The biggest criticism of this four-cylinder motor since it debuted has been the official EPA fuel economy numbers. The truck is rated at 20 MPG in the city, 23 MPG on the highway, and 21 MPG combined for the two-wheel drive models. Four-wheel drive models score 19, 22, and 20 MPG in city, highway, and combined ratings, respectively. Some thought these numbers were unimpressive for a highly-touted four cylinder.
Most of the figures are markedly worse than those of a 2.7-liter Ecoboost Ford F-150, the model that I once called the “best compromise between fuel economy and outright speed” in the F-150 line. That 2.7-liter V6 makes 15 horsepower and 52 lb-ft more than the Chevy’s inline-four of the same displacement, and still manages up to 20 MPG city, 26 MPG highway, and 22 MPG combined in two-wheel drive guise.

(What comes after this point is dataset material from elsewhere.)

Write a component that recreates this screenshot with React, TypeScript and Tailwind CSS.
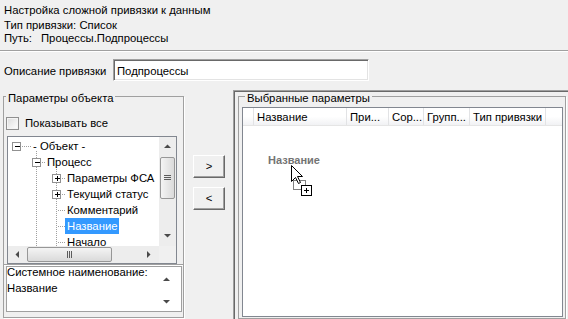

A 4x4 model scores 19 city, 24 highway, and 21 combined.
Even a base-model Ram 1500 DT will match the Chevy in the city, best it on the highway by 2 MPG, and beat it by 1 MPG combined.
Chevy will tell you that the Ram makes a whopping 79 fewer lb-ft of torque and five fewer horsepower than the Silverado, and that the F-150 XLT with a 2.7-liter costs a bit more than the Chevy Silverado LT. The less expensive 3.3-liter V6 F-150 (which, if we’re honest, is a work-truck engine, not Ford’s most compelling option), Chevy points out, falls well short of the Chevy’s power and torque output. The Silverado LT also lists at about $200 cheaper, if anybody cares.
And I think those are fair things to point out, and they show that—as a base engine—Chevy’s four-cylinder at least competes nicely with the rest of the pack outside of highway fuel economy.
Still, the more powerful 2.7-liter Ford motor is only a $995 option on top of its base engine, and Chevy’s own 355 horsepower, 383 lb-ft 5.3-liter V8 costs just $1,400 more than the four, and actually scores 1 MPG better on the highway, though 2 MPG worse overall. Though I haven’t driven that V8 truck, I’d almost certainly be willing to drop those $1,400, especially knowing that doing so might actually increase my highway economy.
So in the end, what we have here is no surprise to anyone who’s been following the auto industry for the past decade or so: Thanks to technological advancements, four cylinders are capable of producing enough power to fulfill full-size truck duties. And this 2.7-liter engine does just that, with Chevy rating the truck as being able to tow 7,200 pounds and haul 2,280 in its bed.
Still, to me, the truck is a bit of a hard sell. If you do a lot of stop-and-go driving, the Silverado 2.7-liter could be a good option, since it gets solid city fuel economy for the segment. But if you don’t prance around town much, I’d be tempted to just drop the $1,400 and snag a V8 that’s actually rated to get better freeway MPGs, sounds better, and likely responds a bit quicker to a pedal input.
Obviously, real-world fuel economy and EPA ratings aren’t always the same. “Downsized” turbo engines have been notoriously prone to fail to meet test figures over the past few years, as Ecoboost owners could probably tell you. To come up with any real conclusion, here, would require more time in the truck. And if that time somehow reveals better fuel economy than the government’s numbers suggest, then this might be a winner. Because as far as drivability goes, the four-cylinder motor feels solid and up to full-size truck tasks.